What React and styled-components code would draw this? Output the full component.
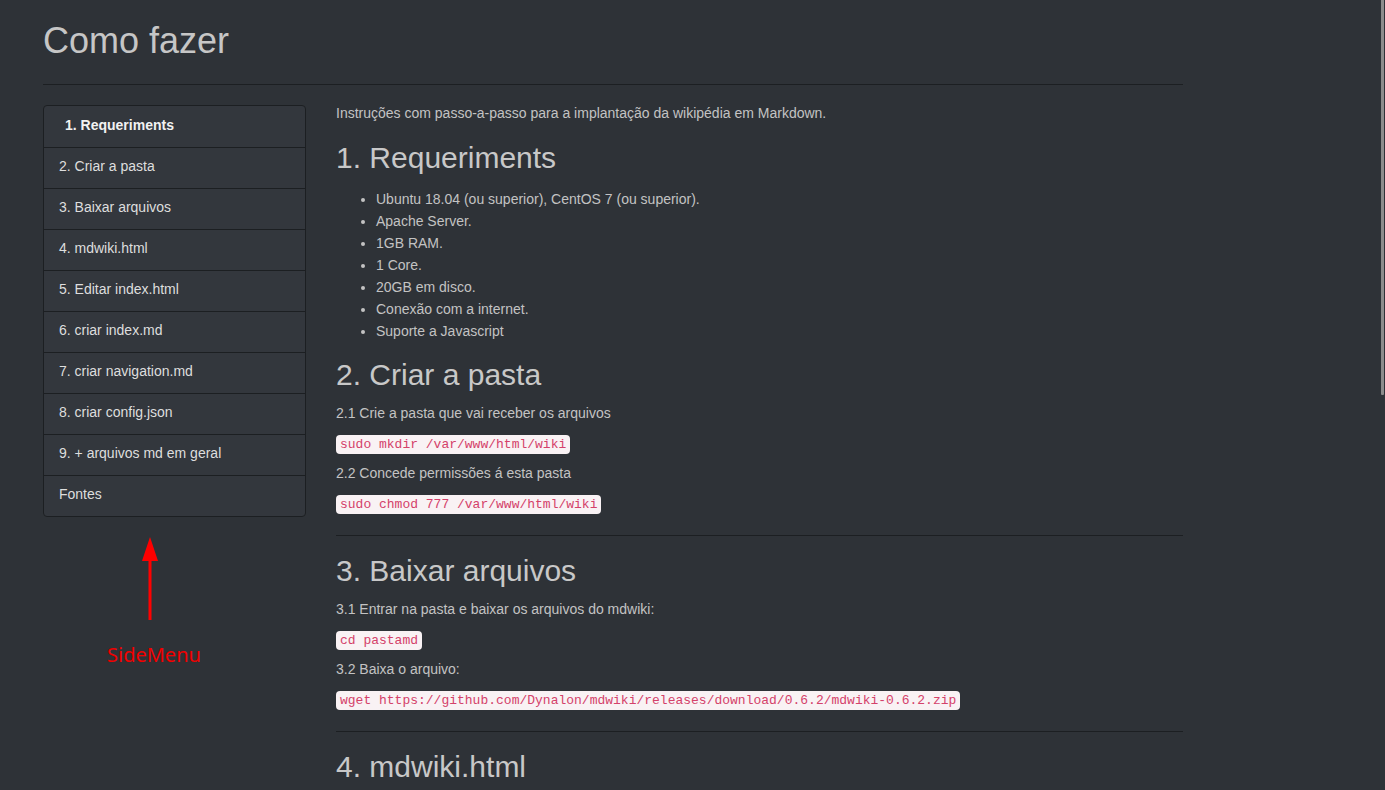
import React from "react";
import styled, { createGlobalStyle } from "styled-components";

const menu = [
  "1. Requeriments",
  "2. Criar a pasta",
  "3. Baixar arquivos",
  "4. mdwiki.html",
  "5. Editar index.html",
  "6. criar index.md",
  "7. criar navigation.md",
  "8. criar config.json",
  "9. + arquivos md em geral",
  "Fontes",
];

const requisitos = [
  "Ubuntu 18.04 (ou superior), CentOS 7 (ou superior).",
  "Apache Server.",
  "1GB RAM.",
  "1 Core.",
  "20GB em disco.",
  "Conexão com a internet.",
  "Suporte a Javascript",
];

const GlobalStyle = createGlobalStyle`
  html, body {
    margin: 0;
    padding: 0;
    overflow: hidden;
    background: #2e3237;
  }
  body {
    font-family: "Liberation Sans", Arial, sans-serif;
    font-size: 14px;
    line-height: 20px;
    color: #c3c3c3;
  }
`;

const App = () => {
  return (
    <React.Fragment>
      <GlobalStyle />
      <Page>
        <Title>Como fazer</Title>
        <TopRule />
        <Columns>
          <SideColumn>
            <Nav>
              {menu.map((m, idx) => (
                <NavItem key={m} active={idx === 0}>
                  {m}
                </NavItem>
              ))}
            </Nav>
            {/* anotação em vermelho */}
            <Arrow width="18" height="84" viewBox="0 0 18 84">
              <polygon points="9,0 1,24 17,24" fill="#ff0000" />
              <rect x="7.5" y="22" width="3" height="61" fill="#ff0000" />
            </Arrow>
            <NoteLabel>SideMenu</NoteLabel>
          </SideColumn>

          <Content>
            <Intro>
              Instruções com passo-a-passo para a implantação da wikipédia em
              Markdown.
            </Intro>

            <SectionTitle>1. Requeriments</SectionTitle>
            <List>
              {requisitos.map((r) => (
                <li key={r}>{r}</li>
              ))}
            </List>

            <SectionTitle>2. Criar a pasta</SectionTitle>
            <Para>2.1 Crie a pasta que vai receber os arquivos</Para>
            <Para>
              <Code>sudo mkdir /var/www/html/wiki</Code>
            </Para>
            <Para>2.2 Concede permissões á esta pasta</Para>
            <Para>
              <Code>sudo chmod 777 /var/www/html/wiki</Code>
            </Para>
            <SectionRule />

            <SectionTitle>3. Baixar arquivos</SectionTitle>
            <Para>3.1 Entrar na pasta e baixar os arquivos do mdwiki:</Para>
            <Para>
              <Code>cd pastamd</Code>
            </Para>
            <Para>3.2 Baixa o arquivo:</Para>
            <Para>
              <Code>
                wget
                https://github.com/Dynalon/mdwiki/releases/download/0.6.2/mdwiki-0.6.2.zip
              </Code>
            </Para>
            <SectionRule />

            <SectionTitle>4. mdwiki.html</SectionTitle>
          </Content>
        </Columns>
      </Page>
      <ScrollThumb />
    </React.Fragment>
  );
};

const Page = styled.div`
  width: 1140px;
  padding: 21px 0 0 43px;
`;

const Title = styled.h1`
  margin: 0;
  font-size: 36px;
  line-height: 1.1;
  font-weight: 400;
  color: #c6c6c6;
`;

const TopRule = styled.hr`
  margin: 23px 0 20px;
  height: 0;
  border: 0;
  border-top: 1px solid #1c1f22;
`;

const Columns = styled.div`
  display: flex;
  gap: 30px;
  align-items: flex-start;
`;

const SideColumn = styled.div`
  width: 263px;
  flex-shrink: 0;
  display: flex;
  flex-direction: column;
`;

const Nav = styled.div`
  border: 1px solid #1c1f22;
  border-radius: 4px;
  background: #33373d;
  overflow: hidden;
`;

const NavItem = styled.div`
  padding: ${(props) => (props.active ? "9px 15px 12px 21px" : "8px 15px 12px")};
  line-height: 20px;
  font-size: 14px;
  font-weight: ${(props) => (props.active ? "bold" : "normal")};
  color: ${(props) => (props.active ? "#f2f2f2" : "#dedede")};
  border-top: ${(props) => (props.active ? "none" : "1px solid #1c1f22")};
  cursor: pointer;
`;

const Arrow = styled.svg`
  display: block;
  margin: 20px 0 0 98px;
`;

const NoteLabel = styled.div`
  margin: 20px 0 0 64px;
  font-family: "Noto Sans", "DejaVu Sans", sans-serif;
  font-size: 20px;
  line-height: normal;
  color: #f20000;
`;

const Content = styled.div`
  flex: 1;
  min-width: 0;
`;

const Para = styled.p`
  margin: 0 0 10px;
`;

const Intro = styled(Para)`
  margin-top: -2px;
`;

const SectionTitle = styled.h2`
  margin: 18px 0 12px;
  font-size: 30px;
  line-height: 1.1;
  font-weight: 400;
  color: #c8c8c8;
`;

const List = styled.ul`
  margin: 0 0 -2px;
  padding: 2px 0 0 40px;
  line-height: 22px;
`;

const Code = styled.code`
  font-family: "Liberation Mono", "Courier New", monospace;
  font-size: 13px;
  line-height: 1;
  padding: 2px 4px;
  background: #f9f2f4;
  color: #d4416a;
  border-radius: 4px;
  white-space: nowrap;
`;

const SectionRule = styled.hr`
  margin: 22px 0 13px;
  height: 0;
  border: 0;
  border-top: 1px solid #1c1f22;
`;

const ScrollThumb = styled.div`
  position: fixed;
  top: 0;
  right: 1px;
  width: 3px;
  height: 395px;
  background: #8c8c8c;
  border-radius: 0 0 1px 1px;
`;

export default App;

--

**WHAT THE EXERCISE ASKS:**
All of the data needs repeating exactly, but the pictures do not.

**WRITTEN SOLUTION:**
What React and styled-components code would draw this? Output the full component.
import React from "react";
import styled, { createGlobalStyle } from "styled-components";

const menu = [
  "1. Requeriments",
  "2. Criar a pasta",
  "3. Baixar arquivos",
  "4. mdwiki.html",
  "5. Editar index.html",
  "6. criar index.md",
  "7. criar navigation.md",
  "8. criar config.json",
  "9. + arquivos md em geral",
  "Fontes",
];

const requisitos = [
  "Ubuntu 18.04 (ou superior), CentOS 7 (ou superior).",
  "Apache Server.",
  "1GB RAM.",
  "1 Core.",
  "20GB em disco.",
  "Conexão com a internet.",
  "Suporte a Javascript",
];

const GlobalStyle = createGlobalStyle`
  html, body {
    margin: 0;
    padding: 0;
    overflow: hidden;
    background: #2e3237;
  }
  body {
    font-family: "Liberation Sans", Arial, sans-serif;
    font-size: 14px;
    line-height: 20px;
    color: #c3c3c3;
  }
`;

const App = () => {
  return (
    <React.Fragment>
      <GlobalStyle />
      <Page>
        <Title>Como fazer</Title>
        <TopRule />
        <Columns>
          <SideColumn>
            <Nav>
              {menu.map((m, idx) => (
                <NavItem key={m} active={idx === 0}>
                  {m}
                </NavItem>
              ))}
            </Nav>
            {/* anotação em vermelho */}
            <Arrow width="18" height="84" viewBox="0 0 18 84">
              <polygon points="9,0 1,24 17,24" fill="#ff0000" />
              <rect x="7.5" y="22" width="3" height="61" fill="#ff0000" />
            </Arrow>
            <NoteLabel>SideMenu</NoteLabel>
          </SideColumn>

          <Content>
            <Intro>
              Instruções com passo-a-passo para a implantação da wikipédia em
              Markdown.
            </Intro>

            <SectionTitle>1. Requeriments</SectionTitle>
            <List>
              {requisitos.map((r) => (
                <li key={r}>{r}</li>
              ))}
            </List>

            <SectionTitle>2. Criar a pasta</SectionTitle>
            <Para>2.1 Crie a pasta que vai receber os arquivos</Para>
            <Para>
              <Code>sudo mkdir /var/www/html/wiki</Code>
            </Para>
            <Para>2.2 Concede permissões á esta pasta</Para>
            <Para>
              <Code>sudo chmod 777 /var/www/html/wiki</Code>
            </Para>
            <SectionRule />

            <SectionTitle>3. Baixar arquivos</SectionTitle>
            <Para>3.1 Entrar na pasta e baixar os arquivos do mdwiki:</Para>
            <Para>
              <Code>cd pastamd</Code>
            </Para>
            <Para>3.2 Baixa o arquivo:</Para>
            <Para>
              <Code>
                wget
                https://github.com/Dynalon/mdwiki/releases/download/0.6.2/mdwiki-0.6.2.zip
              </Code>
            </Para>
            <SectionRule />

            <SectionTitle>4. mdwiki.html</SectionTitle>
          </Content>
        </Columns>
      </Page>
      <ScrollThumb />
    </React.Fragment>
  );
};

const Page = styled.div`
  width: 1140px;
  padding: 21px 0 0 43px;
`;

const Title = styled.h1`
  margin: 0;
  font-size: 36px;
  line-height: 1.1;
  font-weight: 400;
  color: #c6c6c6;
`;

const TopRule = styled.hr`
  margin: 23px 0 20px;
  height: 0;
  border: 0;
  border-top: 1px solid #1c1f22;
`;

const Columns = styled.div`
  display: flex;
  gap: 30px;
  align-items: flex-start;
`;

const SideColumn = styled.div`
  width: 263px;
  flex-shrink: 0;
  display: flex;
  flex-direction: column;
`;

const Nav = styled.div`
  border: 1px solid #1c1f22;
  border-radius: 4px;
  background: #33373d;
  overflow: hidden;
`;

const NavItem = styled.div`
  padding: ${(props) => (props.active ? "9px 15px 12px 21px" : "8px 15px 12px")};
  line-height: 20px;
  font-size: 14px;
  font-weight: ${(props) => (props.active ? "bold" : "normal")};
  color: ${(props) => (props.active ? "#f2f2f2" : "#dedede")};
  border-top: ${(props) => (props.active ? "none" : "1px solid #1c1f22")};
  cursor: pointer;
`;

const Arrow = styled.svg`
  display: block;
  margin: 20px 0 0 98px;
`;

const NoteLabel = styled.div`
  margin: 20px 0 0 64px;
  font-family: "Noto Sans", "DejaVu Sans", sans-serif;
  font-size: 20px;
  line-height: normal;
  color: #f20000;
`;

const Content = styled.div`
  flex: 1;
  min-width: 0;
`;

const Para = styled.p`
  margin: 0 0 10px;
`;

const Intro = styled(Para)`
  margin-top: -2px;
`;

const SectionTitle = styled.h2`
  margin: 18px 0 12px;
  font-size: 30px;
  line-height: 1.1;
  font-weight: 400;
  color: #c8c8c8;
`;

const List = styled.ul`
  margin: 0 0 -2px;
  padding: 2px 0 0 40px;
  line-height: 22px;
`;

const Code = styled.code`
  font-family: "Liberation Mono", "Courier New", monospace;
  font-size: 13px;
  line-height: 1;
  padding: 2px 4px;
  background: #f9f2f4;
  color: #d4416a;
  border-radius: 4px;
  white-space: nowrap;
`;

const SectionRule = styled.hr`
  margin: 22px 0 13px;
  height: 0;
  border: 0;
  border-top: 1px solid #1c1f22;
`;

const ScrollThumb = styled.div`
  position: fixed;
  top: 0;
  right: 1px;
  width: 3px;
  height: 395px;
  background: #8c8c8c;
  border-radius: 0 0 1px 1px;
`;

export default App;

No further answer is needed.